APS Topical Group on Compression of Condensed Matter
- Founded: 1984
- Type: Professional Organization
- Focus: High pressures in condensed matter
- Region served: Worldwide
- Method: Conferences, Publications
- Members: 400
- Chair: Peter Celliers (2023)
- Website: https://engage.aps.org/gccm/home

= Topical Group on Compression of Condensed Matter =

The Topical Group on Compression of Condensed Matter (GCCM) is a Unit of the American Physical Society (APS). The objective of the GCCM is the advancement and dissemination of knowledge on the physics of materials under high-pressure loading including shock physics, the effect of shock waves on materials, dynamic behavior of materials, and materials in extremes. Originally formed in 1984 as the Topical Group on the Shock Compression of Condensed Matter, the group has sponsored the Biennial International Conference on Shock Compression of Condensed Matter (SCCM) and awards the George E. Duvall Shock Compression Science Award. The Topical Group changed to its current name in 2023 to reflect a broader community including static high compression experiments.

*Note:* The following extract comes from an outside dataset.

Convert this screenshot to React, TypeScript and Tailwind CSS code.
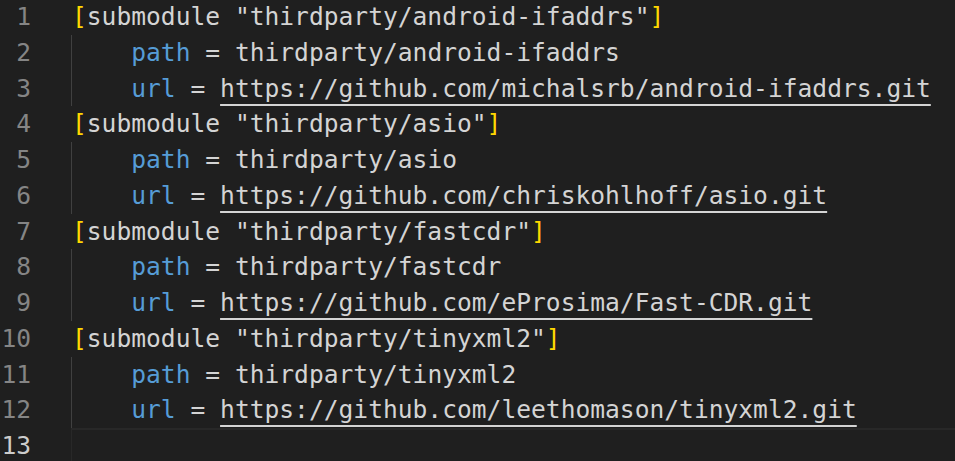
import React from "react";

type Seg = { t: string; c?: "br" | "key" | "url" };
type Line = { segs: Seg[]; guide?: boolean };

const section = (name: string): Line => ({
  segs: [
    { t: "[", c: "br" },
    { t: `submodule "thirdparty/${name}"` },
    { t: "]", c: "br" },
  ],
});

const pathLine = (name: string): Line => ({
  guide: true,
  segs: [{ t: "    " }, { t: "path", c: "key" }, { t: ` = thirdparty/${name}` }],
});

const urlLine = (url: string): Line => ({
  guide: true,
  segs: [{ t: "    " }, { t: "url", c: "key" }, { t: " = " }, { t: url, c: "url" }],
});

const lines: Line[] = [
  section("android-ifaddrs"),
  pathLine("android-ifaddrs"),
  urlLine("https://github.com/michalsrb/android-ifaddrs.git"),
  section("asio"),
  pathLine("asio"),
  urlLine("https://github.com/chriskohlhoff/asio.git"),
  section("fastcdr"),
  pathLine("fastcdr"),
  urlLine("https://github.com/eProsima/Fast-CDR.git"),
  section("tinyxml2"),
  pathLine("tinyxml2"),
  urlLine("https://github.com/leethomason/tinyxml2.git"),
  { segs: [] },
];

const segClass = (c?: Seg["c"]) => {
  if (c === "br") return "text-[#ffd700]";
  if (c === "key") return "text-[#569cd6]";
  if (c === "url")
    return "underline decoration-[#d4d4d4] decoration-2 underline-offset-[7px]";
  return "";
};

export default function App() {
  const active = lines.length - 1;
  return (
    <div className="w-[955px] h-[461px] overflow-hidden bg-[#1f1f1f] text-[#d4d4d4] font-['DejaVu_Sans_Mono',monospace] text-[24.6px]">
      <div className="-mt-px flex flex-col">
        {lines.map((line, i) => (
          <div key={i} className="flex h-[35.75px] leading-[35.75px]">
            <div
              className={`w-[31px] text-right ${
                i === active ? "text-[#cccccc]" : "text-[#858585]"
              }`}
            >
              {i + 1}
            </div>
            <div className="w-[40px]" />
            <div
              className={`flex-1 whitespace-pre ${
                line.guide ? "border-l border-[#404040]" : "border-l border-transparent"
              } ${i === active ? "border-y-2 border-y-[#282828] border-l-[#282828]" : ""}`}
            >
              {line.segs.map((s, j) => (
                <span key={j} className={segClass(s.c)}>
                  {s.t}
                </span>
              ))}
            </div>
          </div>
        ))}
      </div>
    </div>
  );
}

While specific topics and session names are set for each Biennial SCCM Conference, frequent topics include:
- Detonation and shock induced chemistry
- Energetic and reactive materials
- Equations of State
- Experimental developments
- First-principles and molecular dynamics
- Geophysics and planetary science
- Grain scale to continuum modeling
- High-energy density physics/Warm dense matter
- Inelastic deformations, fracture, and spall
- Materials Strength
- Particulate, porous, and composite materials
- Phase transitions
- Soft matter, polymers, and biomaterials

Recently one-off focused sessions have been organized on topics such as:
- X-ray free electron lasers and materials, Velocimetry diagnostic development, and Turbulence and Mixing
- Deep Carbon Budget, High Energy Density Materials, and Dynamic Response of Materials
- Post Shock Turbulence, Meso and Macro Scales, and Material Strength at High Pressure

The Topical Group publishes a series of Proceeds from the conferences, with the majority of proceedings published by the American Institute of Physics (1981, 1993 to 2011.) For the 2013 conference the proceeds was published by the Institute of Physics and was Open Access for the first time.